**DIRECTION**
Work through the data below line by line and say how many lines hold "components"; give only the number.

**STORED ROWS**
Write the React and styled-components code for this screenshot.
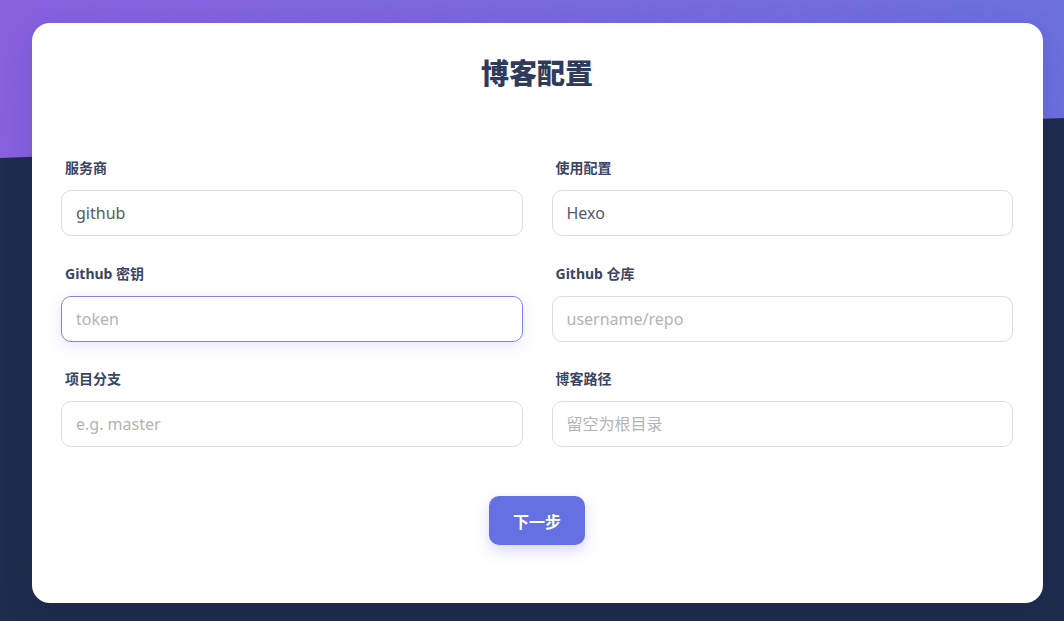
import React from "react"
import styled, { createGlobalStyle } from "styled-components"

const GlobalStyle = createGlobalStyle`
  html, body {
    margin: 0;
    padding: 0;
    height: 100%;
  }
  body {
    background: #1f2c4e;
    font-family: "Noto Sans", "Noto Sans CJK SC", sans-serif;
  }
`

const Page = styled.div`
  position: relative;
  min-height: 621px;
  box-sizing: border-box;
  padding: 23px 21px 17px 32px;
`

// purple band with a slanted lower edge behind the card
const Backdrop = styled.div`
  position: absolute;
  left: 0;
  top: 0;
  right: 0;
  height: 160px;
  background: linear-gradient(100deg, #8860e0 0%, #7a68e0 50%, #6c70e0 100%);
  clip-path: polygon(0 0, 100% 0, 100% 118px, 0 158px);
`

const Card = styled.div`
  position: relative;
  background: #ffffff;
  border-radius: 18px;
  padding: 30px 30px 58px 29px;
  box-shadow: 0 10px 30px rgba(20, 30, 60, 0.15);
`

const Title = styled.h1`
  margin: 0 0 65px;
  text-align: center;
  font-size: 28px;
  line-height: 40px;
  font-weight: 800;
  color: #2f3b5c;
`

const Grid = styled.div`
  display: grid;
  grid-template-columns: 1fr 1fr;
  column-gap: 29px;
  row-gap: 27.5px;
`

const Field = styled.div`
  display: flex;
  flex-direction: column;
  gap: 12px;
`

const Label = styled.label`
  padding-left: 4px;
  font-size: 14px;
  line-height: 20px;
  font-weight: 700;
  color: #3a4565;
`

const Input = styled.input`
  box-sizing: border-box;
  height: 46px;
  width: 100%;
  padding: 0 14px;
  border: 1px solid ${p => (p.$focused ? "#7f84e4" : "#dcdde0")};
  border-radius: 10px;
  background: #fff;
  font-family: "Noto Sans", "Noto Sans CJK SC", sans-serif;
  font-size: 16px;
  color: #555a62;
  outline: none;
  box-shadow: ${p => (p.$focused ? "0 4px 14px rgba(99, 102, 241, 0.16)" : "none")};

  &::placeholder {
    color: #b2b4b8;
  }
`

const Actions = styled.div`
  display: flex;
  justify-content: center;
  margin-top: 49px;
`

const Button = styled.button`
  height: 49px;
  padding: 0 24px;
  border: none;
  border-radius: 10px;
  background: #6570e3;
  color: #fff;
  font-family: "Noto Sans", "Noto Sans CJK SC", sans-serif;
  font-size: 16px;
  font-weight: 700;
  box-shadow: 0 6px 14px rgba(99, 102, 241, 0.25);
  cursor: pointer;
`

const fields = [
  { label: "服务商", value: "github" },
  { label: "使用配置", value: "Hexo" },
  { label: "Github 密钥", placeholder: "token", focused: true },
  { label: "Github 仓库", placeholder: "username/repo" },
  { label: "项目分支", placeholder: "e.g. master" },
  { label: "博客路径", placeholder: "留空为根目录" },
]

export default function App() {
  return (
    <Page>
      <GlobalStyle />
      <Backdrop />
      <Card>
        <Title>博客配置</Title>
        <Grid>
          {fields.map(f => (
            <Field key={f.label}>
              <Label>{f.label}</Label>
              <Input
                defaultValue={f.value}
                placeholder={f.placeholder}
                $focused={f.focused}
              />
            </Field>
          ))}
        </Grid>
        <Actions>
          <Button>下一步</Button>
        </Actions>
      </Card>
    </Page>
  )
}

--

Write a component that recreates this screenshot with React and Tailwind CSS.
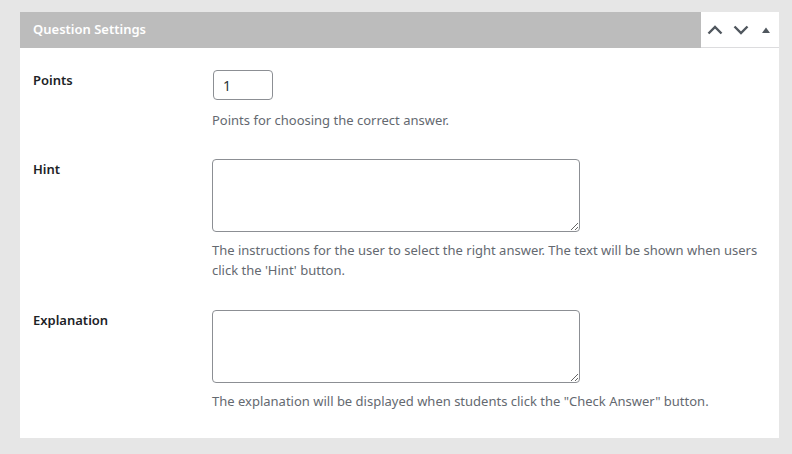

**REPLY TO THE EXERCISE**
2